Ashley & I have recently re-started watching Twin Peaks, that quirky, venerable TV series that enjoyed a bright, brilliant life before burning out quickly after a season-and-a-half in the early 1990s. The up and down quality of the program is noticeable, especially during the second season (where we have picked it up at). While the death of Laura Palmer made for good water cooler talk, other mysteries, such as possible alien abductions, Agent Cooper being investigated by the FBI, David Duchovny as a cross-dresser, and a hostile business take-over, are not quite as enthralling. Audiences thought so, too, which is why the series was cancelled in 1991.
Twin Peaks was definitely ahead of its time. While its style -- that of a continuing, serialized mystery series -- was certainly unique and embraced (for a hot minute), the television landscape still wasn't quite ready for it. Fast forward a little over a decade, and we enter the LOST era of tv broadcasting. Nowadays, folks seem much more willing to stick with a continuing mystery series, and for a very long time. LOST graced the airwaves for 6 years. Of course, some were unhappy with its resolution, so perhaps people will be wary of this type of series in future. Also, it helps for a continuing mystery series to make sure that it advances the plot sufficiently each episode. The Walking Dead has run into this problem during its second season, where nothing of note occurred for several episodes.
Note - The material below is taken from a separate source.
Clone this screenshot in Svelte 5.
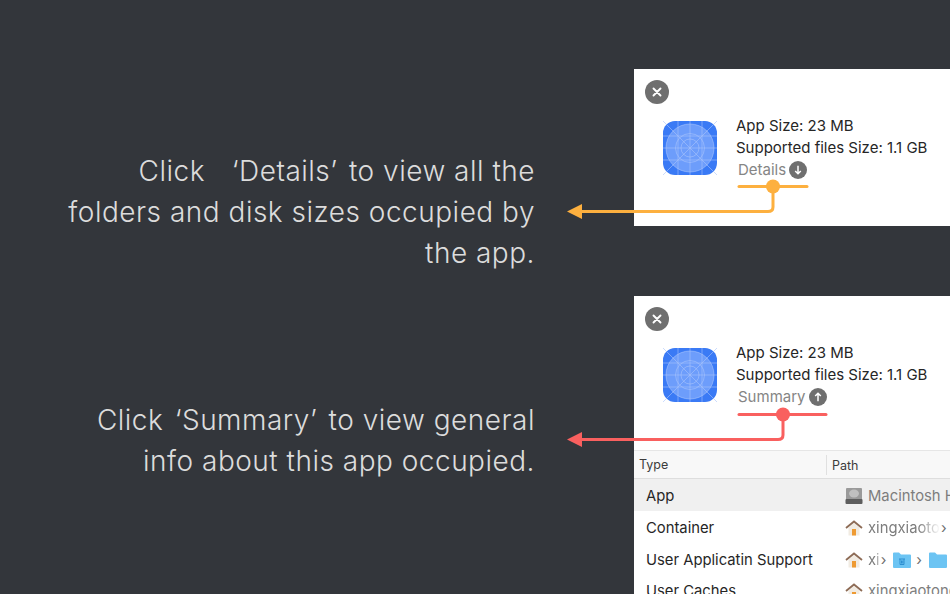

Are continuing mystery series passing fads? Are they, like fashion, cool one minute (or year), but out of style the next? I'm sure an argument can be made either way. Their popularity seems to have crested once again, and now most folks don't seem as inclined to wait-out a plot development that could take several episodes, or even years, to resolve itself. An audience's willingness to be patient with a plot -- and the nature of such a plot -- has always been at the heart of success, or failure, for shows that depend upon continuing mysteries as part & parcel of their structured storytelling. For those on the air now, beware the pitfalls of those that have gone before.